I went back to my original goal of building a dodecahedron. I re-read some of the rotation help pages on the Second Life wiki and found a demonstration script on rotation that used a rotation vector. I think my difficulty is that I'm imagining rotation of objects in the X Y and Z axises as if I were moving them orthogonally, and the Euler motions are non-intuitive. The vector method of rotation (instead of thinking in terms of a theta angle in the X-Y plane and a phi angle in the Y-Z plane) produced results closer to what I wanted. No dodecahedron yet, but I did get a cool decahedral sculpture. The other difficulty in five-fold symmetry is that it's much easier to think (and manipulate objects) in four-fold symmetry.

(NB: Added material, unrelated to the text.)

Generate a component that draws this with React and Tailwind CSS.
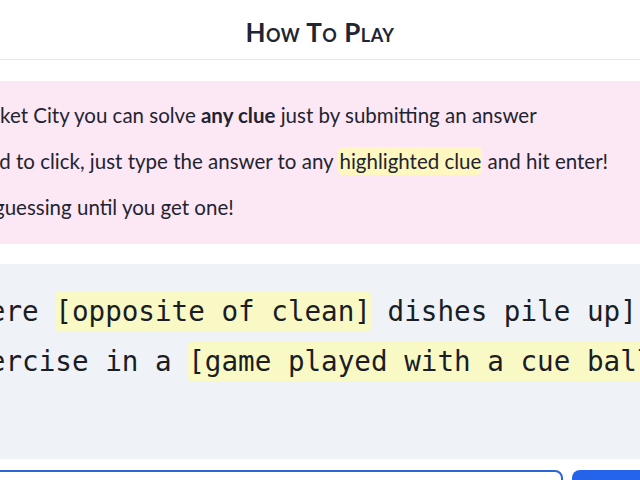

What I've learned is that it is kind of fun to meet people as an avatar. I also like the idea of creating something in a virtual space and having other people interact with it. I write to get images from my head into others' heads, and Second Life lets me do this also. I like being an amateur designer, engineer and architect. Finally, there's something relaxing about manipulating geometric shapes -- on stressful days, ten minutes with a ruler and a compass is soothing.
I thought maybe I might be able to make some money creating objects in Second Life, but that's probably a pipe dream unless I start developing virtual sex toys.
And, while it's been fun, I need to manage how long I spend channeling a virtual Archimedes instead of writing. I think Second Life has been a nice little break, and building virtual objects is a lot like crafting a story -- noodling around might make something pretty, but going in with a clear idea helps to streamline the process and product.